Give the number of lines in the records below that include "screenshot", and nothing more.

• _Dataset records_:
-- begin --

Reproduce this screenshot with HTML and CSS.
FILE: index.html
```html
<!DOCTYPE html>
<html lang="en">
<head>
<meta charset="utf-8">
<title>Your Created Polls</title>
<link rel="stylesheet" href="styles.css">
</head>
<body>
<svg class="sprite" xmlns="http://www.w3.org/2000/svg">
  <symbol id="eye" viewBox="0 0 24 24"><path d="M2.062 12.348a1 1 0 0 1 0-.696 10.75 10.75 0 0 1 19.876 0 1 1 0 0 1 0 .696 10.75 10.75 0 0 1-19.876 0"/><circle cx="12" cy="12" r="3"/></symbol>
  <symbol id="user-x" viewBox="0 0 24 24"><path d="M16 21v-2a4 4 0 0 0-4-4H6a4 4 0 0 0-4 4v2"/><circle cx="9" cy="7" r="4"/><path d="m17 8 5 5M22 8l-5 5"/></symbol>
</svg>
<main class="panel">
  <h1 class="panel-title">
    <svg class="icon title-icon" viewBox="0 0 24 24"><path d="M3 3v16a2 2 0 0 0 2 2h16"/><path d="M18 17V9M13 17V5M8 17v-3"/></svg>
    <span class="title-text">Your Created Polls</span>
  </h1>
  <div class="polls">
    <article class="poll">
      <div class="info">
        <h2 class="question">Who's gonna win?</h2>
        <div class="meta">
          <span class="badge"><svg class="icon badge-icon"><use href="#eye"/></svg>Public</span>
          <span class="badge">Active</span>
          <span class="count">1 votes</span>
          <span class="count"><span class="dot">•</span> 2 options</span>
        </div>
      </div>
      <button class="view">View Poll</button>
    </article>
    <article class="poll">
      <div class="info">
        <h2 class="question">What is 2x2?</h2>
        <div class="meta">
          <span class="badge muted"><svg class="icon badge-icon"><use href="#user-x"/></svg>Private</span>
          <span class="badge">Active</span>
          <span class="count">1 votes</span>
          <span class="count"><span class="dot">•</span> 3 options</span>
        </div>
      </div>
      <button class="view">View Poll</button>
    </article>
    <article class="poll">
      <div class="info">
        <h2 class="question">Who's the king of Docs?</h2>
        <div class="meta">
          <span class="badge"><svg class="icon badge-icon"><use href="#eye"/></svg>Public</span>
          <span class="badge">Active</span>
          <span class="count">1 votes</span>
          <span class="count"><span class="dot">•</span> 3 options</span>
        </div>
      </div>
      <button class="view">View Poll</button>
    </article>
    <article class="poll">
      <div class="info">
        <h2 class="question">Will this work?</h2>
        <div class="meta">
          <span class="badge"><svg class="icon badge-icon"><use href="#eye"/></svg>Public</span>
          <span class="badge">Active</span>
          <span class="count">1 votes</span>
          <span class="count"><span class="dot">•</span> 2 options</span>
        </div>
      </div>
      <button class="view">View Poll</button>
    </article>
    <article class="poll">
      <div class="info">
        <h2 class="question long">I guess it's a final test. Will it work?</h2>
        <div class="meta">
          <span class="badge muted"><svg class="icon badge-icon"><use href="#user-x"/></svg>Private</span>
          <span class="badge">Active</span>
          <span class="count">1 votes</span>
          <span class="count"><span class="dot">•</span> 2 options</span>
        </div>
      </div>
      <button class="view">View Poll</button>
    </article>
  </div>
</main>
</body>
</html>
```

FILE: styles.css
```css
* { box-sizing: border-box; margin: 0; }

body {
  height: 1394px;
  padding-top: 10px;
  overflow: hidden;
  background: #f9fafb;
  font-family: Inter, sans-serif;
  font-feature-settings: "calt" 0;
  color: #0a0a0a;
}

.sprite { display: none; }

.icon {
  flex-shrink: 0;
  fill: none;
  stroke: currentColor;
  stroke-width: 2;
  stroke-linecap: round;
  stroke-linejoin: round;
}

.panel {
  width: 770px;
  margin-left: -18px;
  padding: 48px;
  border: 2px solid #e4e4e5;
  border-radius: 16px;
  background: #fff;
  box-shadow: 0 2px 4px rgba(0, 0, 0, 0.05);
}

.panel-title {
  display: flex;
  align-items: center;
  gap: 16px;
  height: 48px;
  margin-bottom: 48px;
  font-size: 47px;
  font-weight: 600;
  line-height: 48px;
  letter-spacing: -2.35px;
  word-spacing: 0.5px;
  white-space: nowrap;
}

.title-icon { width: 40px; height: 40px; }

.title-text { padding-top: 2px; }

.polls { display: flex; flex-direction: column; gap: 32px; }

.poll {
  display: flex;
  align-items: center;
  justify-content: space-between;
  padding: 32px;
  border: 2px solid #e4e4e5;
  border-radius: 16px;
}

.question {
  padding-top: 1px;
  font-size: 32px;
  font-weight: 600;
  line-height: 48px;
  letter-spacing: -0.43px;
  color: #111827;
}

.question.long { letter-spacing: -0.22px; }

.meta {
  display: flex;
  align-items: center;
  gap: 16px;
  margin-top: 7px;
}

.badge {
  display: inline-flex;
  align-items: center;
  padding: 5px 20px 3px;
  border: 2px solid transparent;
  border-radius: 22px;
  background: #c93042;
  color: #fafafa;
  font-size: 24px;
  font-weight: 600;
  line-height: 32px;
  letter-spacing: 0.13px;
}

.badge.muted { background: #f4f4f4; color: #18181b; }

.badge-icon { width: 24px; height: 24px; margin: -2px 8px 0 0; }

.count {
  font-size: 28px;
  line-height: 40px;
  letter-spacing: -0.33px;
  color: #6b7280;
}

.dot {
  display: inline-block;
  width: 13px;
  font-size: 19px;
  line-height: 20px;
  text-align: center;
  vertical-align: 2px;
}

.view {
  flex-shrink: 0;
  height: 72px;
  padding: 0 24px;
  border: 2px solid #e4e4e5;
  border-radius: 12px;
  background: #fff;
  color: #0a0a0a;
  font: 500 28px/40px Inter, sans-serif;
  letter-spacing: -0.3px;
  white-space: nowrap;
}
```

-- end --
-- begin --

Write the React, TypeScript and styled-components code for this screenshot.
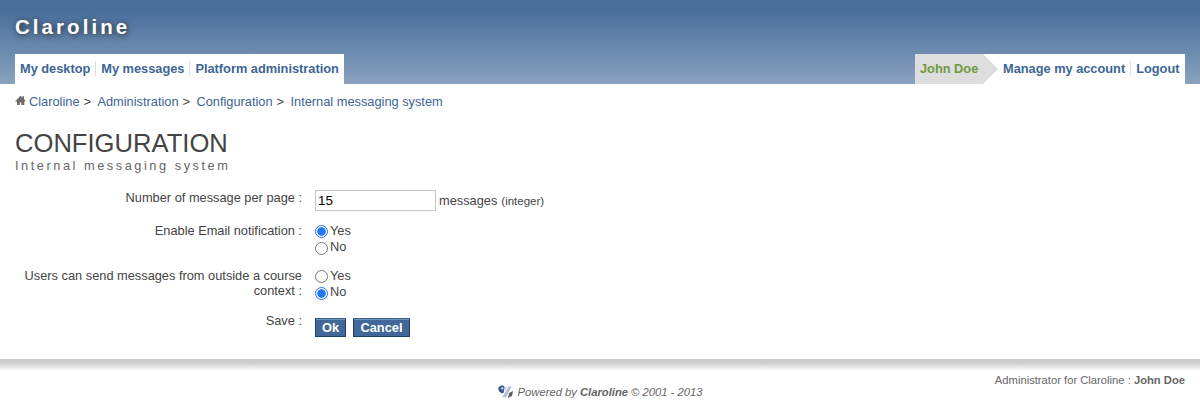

-- end --

• _Response to this task_:
2